I understand that when you love someone - anyone, in any way - and they love you back, it's really the very best of all things.

I understand that the world can be an awful, scary, dangerous place.

I understand that the world can be an awe-inspiring, joyful, beautiful place.

I understand that no matter how much time you think you need or have, the sun will set and the sun will rise and it has absolutely nothing to do with you.




I live by a grand, magnificent lake now. Sometimes I walk there after work just to sit and stare - at the vastness and the strength of the tide and how so much is held just beneath the surface. It's an entire world I cannot see from where I sit - and that's how it feels to look all the things I don't understand right in the face. Part of this process of fumbling through adulthood is knowing that I never will. While I feel surrounded by the mounting uncertainty, I hold on to the bits I have come to know as truth and attempt to push the anxiety of much of the unknown and nonsense into the universe. 

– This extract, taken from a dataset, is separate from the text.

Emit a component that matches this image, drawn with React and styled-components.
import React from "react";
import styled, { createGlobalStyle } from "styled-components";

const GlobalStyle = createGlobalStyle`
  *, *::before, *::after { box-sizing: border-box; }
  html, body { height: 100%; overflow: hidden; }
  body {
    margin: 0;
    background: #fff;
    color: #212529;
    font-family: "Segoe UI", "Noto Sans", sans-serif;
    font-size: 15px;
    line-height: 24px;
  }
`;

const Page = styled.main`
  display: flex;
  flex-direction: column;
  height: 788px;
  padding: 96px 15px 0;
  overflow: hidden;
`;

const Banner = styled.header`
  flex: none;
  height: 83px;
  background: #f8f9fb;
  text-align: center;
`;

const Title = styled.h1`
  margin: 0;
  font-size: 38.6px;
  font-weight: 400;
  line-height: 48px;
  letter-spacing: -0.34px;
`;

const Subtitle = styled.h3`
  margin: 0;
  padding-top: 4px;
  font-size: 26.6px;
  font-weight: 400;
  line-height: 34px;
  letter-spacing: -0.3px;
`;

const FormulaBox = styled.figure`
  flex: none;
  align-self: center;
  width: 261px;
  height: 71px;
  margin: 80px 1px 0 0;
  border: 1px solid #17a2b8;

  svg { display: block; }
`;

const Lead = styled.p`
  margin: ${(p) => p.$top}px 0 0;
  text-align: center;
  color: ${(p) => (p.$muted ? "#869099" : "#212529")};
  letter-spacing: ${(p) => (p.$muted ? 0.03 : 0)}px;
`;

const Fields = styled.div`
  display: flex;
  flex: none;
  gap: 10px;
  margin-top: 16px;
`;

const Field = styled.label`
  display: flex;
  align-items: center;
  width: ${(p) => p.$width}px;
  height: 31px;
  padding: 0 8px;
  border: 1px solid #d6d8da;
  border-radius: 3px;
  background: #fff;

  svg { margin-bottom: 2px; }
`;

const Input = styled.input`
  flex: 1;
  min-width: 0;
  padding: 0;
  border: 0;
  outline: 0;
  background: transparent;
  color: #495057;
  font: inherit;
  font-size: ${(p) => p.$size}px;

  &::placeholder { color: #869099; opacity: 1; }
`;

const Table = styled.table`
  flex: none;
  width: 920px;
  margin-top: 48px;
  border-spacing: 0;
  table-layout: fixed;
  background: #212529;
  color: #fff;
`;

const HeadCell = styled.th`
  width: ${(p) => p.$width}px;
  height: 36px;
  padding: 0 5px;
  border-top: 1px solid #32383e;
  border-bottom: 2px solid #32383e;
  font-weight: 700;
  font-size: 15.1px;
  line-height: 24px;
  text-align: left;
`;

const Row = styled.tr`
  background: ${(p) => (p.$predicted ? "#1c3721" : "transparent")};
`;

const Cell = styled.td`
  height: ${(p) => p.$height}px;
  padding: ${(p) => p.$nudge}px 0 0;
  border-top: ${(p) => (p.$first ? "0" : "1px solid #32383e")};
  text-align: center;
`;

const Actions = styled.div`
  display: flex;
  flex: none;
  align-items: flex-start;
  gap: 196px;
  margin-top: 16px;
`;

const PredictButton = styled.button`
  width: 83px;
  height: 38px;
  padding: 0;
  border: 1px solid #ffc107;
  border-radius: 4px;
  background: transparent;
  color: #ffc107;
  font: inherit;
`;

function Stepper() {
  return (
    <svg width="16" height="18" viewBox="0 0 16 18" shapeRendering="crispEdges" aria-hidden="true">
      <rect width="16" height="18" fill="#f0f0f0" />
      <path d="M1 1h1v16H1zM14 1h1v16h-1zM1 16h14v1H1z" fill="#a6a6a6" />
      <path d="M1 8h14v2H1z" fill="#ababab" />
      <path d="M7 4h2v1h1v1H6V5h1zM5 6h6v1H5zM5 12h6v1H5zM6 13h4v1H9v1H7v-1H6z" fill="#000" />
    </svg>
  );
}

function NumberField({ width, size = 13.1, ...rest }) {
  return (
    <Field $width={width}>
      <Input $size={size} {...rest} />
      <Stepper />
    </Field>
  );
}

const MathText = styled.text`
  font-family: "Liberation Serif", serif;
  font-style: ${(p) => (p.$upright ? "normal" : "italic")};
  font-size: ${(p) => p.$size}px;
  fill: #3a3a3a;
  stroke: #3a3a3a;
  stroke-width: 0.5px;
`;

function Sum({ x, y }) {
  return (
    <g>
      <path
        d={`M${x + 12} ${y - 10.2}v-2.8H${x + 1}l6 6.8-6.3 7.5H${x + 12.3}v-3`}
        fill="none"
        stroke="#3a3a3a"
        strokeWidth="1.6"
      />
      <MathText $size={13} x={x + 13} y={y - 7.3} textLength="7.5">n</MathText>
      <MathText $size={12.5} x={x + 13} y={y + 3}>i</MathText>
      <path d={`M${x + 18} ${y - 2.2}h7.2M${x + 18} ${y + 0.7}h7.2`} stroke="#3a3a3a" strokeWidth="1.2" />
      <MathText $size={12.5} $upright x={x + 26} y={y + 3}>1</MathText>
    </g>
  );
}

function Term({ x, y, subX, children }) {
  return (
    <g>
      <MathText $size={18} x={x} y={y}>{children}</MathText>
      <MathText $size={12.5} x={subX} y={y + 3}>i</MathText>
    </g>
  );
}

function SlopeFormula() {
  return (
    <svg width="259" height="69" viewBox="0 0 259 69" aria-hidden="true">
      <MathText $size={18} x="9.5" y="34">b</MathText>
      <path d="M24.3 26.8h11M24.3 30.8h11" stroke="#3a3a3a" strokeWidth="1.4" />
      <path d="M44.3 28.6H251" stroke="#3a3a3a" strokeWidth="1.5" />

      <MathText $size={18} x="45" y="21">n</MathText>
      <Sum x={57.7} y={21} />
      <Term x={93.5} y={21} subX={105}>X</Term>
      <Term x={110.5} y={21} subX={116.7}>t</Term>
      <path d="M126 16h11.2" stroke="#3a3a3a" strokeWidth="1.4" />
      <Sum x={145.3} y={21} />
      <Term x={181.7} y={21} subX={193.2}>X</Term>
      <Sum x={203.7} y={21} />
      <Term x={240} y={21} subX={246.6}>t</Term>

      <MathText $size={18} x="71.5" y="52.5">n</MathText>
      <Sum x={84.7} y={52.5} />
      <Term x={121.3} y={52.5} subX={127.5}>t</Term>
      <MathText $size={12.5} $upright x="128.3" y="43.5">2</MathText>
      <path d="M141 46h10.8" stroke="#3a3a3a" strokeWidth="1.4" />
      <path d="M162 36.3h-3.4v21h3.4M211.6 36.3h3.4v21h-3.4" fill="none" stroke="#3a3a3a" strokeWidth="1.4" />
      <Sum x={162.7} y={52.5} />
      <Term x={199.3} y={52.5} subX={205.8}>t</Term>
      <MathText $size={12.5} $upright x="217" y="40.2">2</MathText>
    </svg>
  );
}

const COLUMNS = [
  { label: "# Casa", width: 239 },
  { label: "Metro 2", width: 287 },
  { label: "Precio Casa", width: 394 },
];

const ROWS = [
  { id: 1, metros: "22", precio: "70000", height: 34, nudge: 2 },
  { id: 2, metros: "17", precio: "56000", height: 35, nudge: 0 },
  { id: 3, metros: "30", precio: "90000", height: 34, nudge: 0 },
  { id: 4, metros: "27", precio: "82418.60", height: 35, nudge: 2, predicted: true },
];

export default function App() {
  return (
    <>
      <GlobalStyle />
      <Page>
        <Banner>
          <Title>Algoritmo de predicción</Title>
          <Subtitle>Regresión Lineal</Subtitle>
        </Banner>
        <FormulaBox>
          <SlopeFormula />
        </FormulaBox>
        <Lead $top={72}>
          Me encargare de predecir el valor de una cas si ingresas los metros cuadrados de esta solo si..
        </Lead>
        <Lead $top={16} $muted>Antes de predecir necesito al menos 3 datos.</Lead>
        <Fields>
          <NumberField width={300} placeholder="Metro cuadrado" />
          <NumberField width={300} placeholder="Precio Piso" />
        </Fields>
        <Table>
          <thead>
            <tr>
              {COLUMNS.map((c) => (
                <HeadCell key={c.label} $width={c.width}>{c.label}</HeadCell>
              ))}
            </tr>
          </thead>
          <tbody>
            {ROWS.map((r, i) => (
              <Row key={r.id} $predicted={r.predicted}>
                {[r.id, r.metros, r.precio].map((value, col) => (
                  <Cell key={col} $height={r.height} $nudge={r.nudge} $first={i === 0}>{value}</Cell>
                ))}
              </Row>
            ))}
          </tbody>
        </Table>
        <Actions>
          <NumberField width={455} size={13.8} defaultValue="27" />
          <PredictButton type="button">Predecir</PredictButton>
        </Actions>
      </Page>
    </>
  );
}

There is no grand conclusion to be had, no poignant stopping point. I guess, more than anything, I hope that if you feel like the path is uncertain and it all seems too much to take in right now, and that the not-knowing has got in you a place where you feel both happy and sad ... you are not alone. Despite the stumbling through and scars from well-intended but ill-fated missteps and mistakes, the journey is just beginning and you don't have to know it all to move forward with the intention to leave this place better than you found it. So if you're not quite sure where to start, please know that kindness and bravery will get you nearly every place you need to go.